The task:
Quote each line of the material verbatim, without the pictures.

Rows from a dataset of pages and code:
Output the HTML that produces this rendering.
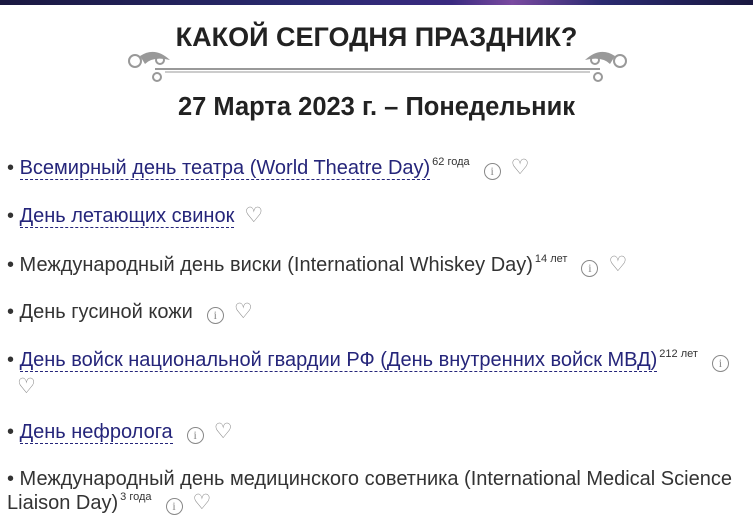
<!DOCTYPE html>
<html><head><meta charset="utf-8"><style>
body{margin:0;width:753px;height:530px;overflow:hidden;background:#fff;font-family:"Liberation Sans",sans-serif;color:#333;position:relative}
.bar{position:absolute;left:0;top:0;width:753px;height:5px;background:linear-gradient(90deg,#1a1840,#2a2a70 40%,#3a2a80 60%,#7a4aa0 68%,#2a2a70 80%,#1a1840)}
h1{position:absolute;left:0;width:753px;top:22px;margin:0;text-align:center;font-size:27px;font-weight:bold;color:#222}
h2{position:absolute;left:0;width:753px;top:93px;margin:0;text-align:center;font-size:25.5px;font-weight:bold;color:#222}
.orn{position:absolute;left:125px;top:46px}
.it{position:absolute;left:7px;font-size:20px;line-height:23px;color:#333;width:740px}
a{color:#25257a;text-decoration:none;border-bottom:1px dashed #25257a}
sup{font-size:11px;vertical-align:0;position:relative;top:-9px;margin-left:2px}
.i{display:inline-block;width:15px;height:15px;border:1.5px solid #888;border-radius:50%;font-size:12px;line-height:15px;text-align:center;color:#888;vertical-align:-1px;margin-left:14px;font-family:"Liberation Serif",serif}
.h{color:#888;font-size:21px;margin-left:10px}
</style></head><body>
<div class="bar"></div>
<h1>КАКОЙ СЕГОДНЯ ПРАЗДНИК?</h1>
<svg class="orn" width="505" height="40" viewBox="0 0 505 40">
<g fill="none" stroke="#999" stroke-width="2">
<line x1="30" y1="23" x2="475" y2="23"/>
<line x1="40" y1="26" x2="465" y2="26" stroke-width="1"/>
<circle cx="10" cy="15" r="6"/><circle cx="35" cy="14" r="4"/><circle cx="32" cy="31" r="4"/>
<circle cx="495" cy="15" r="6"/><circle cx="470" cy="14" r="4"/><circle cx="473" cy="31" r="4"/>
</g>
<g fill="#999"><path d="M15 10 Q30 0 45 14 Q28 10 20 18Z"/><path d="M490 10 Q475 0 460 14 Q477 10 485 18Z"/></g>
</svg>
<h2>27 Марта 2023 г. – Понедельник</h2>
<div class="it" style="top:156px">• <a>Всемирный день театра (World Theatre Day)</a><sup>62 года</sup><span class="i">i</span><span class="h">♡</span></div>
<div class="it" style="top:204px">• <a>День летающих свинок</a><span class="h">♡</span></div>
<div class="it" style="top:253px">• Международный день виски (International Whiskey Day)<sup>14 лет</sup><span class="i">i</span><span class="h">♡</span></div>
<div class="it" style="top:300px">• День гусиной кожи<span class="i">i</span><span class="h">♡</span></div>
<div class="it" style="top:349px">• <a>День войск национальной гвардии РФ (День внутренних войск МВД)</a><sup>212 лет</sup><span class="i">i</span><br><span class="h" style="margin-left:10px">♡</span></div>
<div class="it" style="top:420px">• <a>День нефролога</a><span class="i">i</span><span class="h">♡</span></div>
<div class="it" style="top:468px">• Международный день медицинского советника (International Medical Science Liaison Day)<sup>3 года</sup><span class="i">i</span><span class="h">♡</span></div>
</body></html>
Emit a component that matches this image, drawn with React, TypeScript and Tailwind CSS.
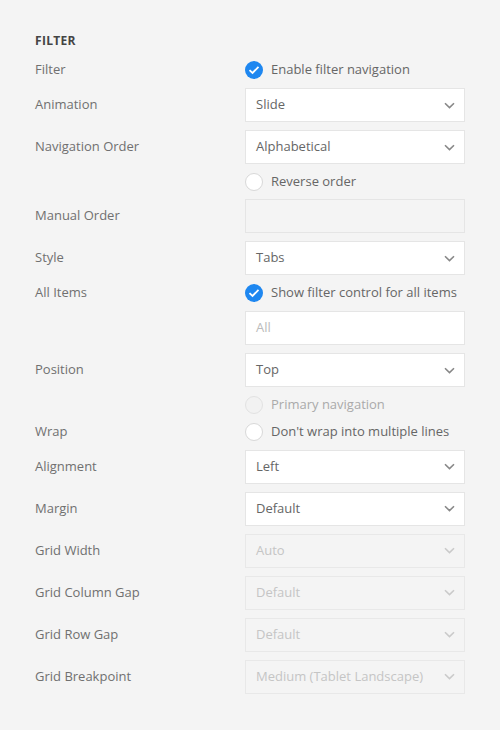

Solution to this task:
Output the HTML that produces this rendering.
<!DOCTYPE html>
<html><head><meta charset="utf-8"><style>
body{margin:0;width:753px;height:530px;overflow:hidden;background:#fff;font-family:"Liberation Sans",sans-serif;color:#333;position:relative}
.bar{position:absolute;left:0;top:0;width:753px;height:5px;background:linear-gradient(90deg,#1a1840,#2a2a70 40%,#3a2a80 60%,#7a4aa0 68%,#2a2a70 80%,#1a1840)}
h1{position:absolute;left:0;width:753px;top:22px;margin:0;text-align:center;font-size:27px;font-weight:bold;color:#222}
h2{position:absolute;left:0;width:753px;top:93px;margin:0;text-align:center;font-size:25.5px;font-weight:bold;color:#222}
.orn{position:absolute;left:125px;top:46px}
.it{position:absolute;left:7px;font-size:20px;line-height:23px;color:#333;width:740px}
a{color:#25257a;text-decoration:none;border-bottom:1px dashed #25257a}
sup{font-size:11px;vertical-align:0;position:relative;top:-9px;margin-left:2px}
.i{display:inline-block;width:15px;height:15px;border:1.5px solid #888;border-radius:50%;font-size:12px;line-height:15px;text-align:center;color:#888;vertical-align:-1px;margin-left:14px;font-family:"Liberation Serif",serif}
.h{color:#888;font-size:21px;margin-left:10px}
</style></head><body>
<div class="bar"></div>
<h1>КАКОЙ СЕГОДНЯ ПРАЗДНИК?</h1>
<svg class="orn" width="505" height="40" viewBox="0 0 505 40">
<g fill="none" stroke="#999" stroke-width="2">
<line x1="30" y1="23" x2="475" y2="23"/>
<line x1="40" y1="26" x2="465" y2="26" stroke-width="1"/>
<circle cx="10" cy="15" r="6"/><circle cx="35" cy="14" r="4"/><circle cx="32" cy="31" r="4"/>
<circle cx="495" cy="15" r="6"/><circle cx="470" cy="14" r="4"/><circle cx="473" cy="31" r="4"/>
</g>
<g fill="#999"><path d="M15 10 Q30 0 45 14 Q28 10 20 18Z"/><path d="M490 10 Q475 0 460 14 Q477 10 485 18Z"/></g>
</svg>
<h2>27 Марта 2023 г. – Понедельник</h2>
<div class="it" style="top:156px">• <a>Всемирный день театра (World Theatre Day)</a><sup>62 года</sup><span class="i">i</span><span class="h">♡</span></div>
<div class="it" style="top:204px">• <a>День летающих свинок</a><span class="h">♡</span></div>
<div class="it" style="top:253px">• Международный день виски (International Whiskey Day)<sup>14 лет</sup><span class="i">i</span><span class="h">♡</span></div>
<div class="it" style="top:300px">• День гусиной кожи<span class="i">i</span><span class="h">♡</span></div>
<div class="it" style="top:349px">• <a>День войск национальной гвардии РФ (День внутренних войск МВД)</a><sup>212 лет</sup><span class="i">i</span><br><span class="h" style="margin-left:10px">♡</span></div>
<div class="it" style="top:420px">• <a>День нефролога</a><span class="i">i</span><span class="h">♡</span></div>
<div class="it" style="top:468px">• Международный день медицинского советника (International Medical Science Liaison Day)<sup>3 года</sup><span class="i">i</span><span class="h">♡</span></div>
</body></html>
Emit a component that matches this image, drawn with React, TypeScript and Tailwind CSS.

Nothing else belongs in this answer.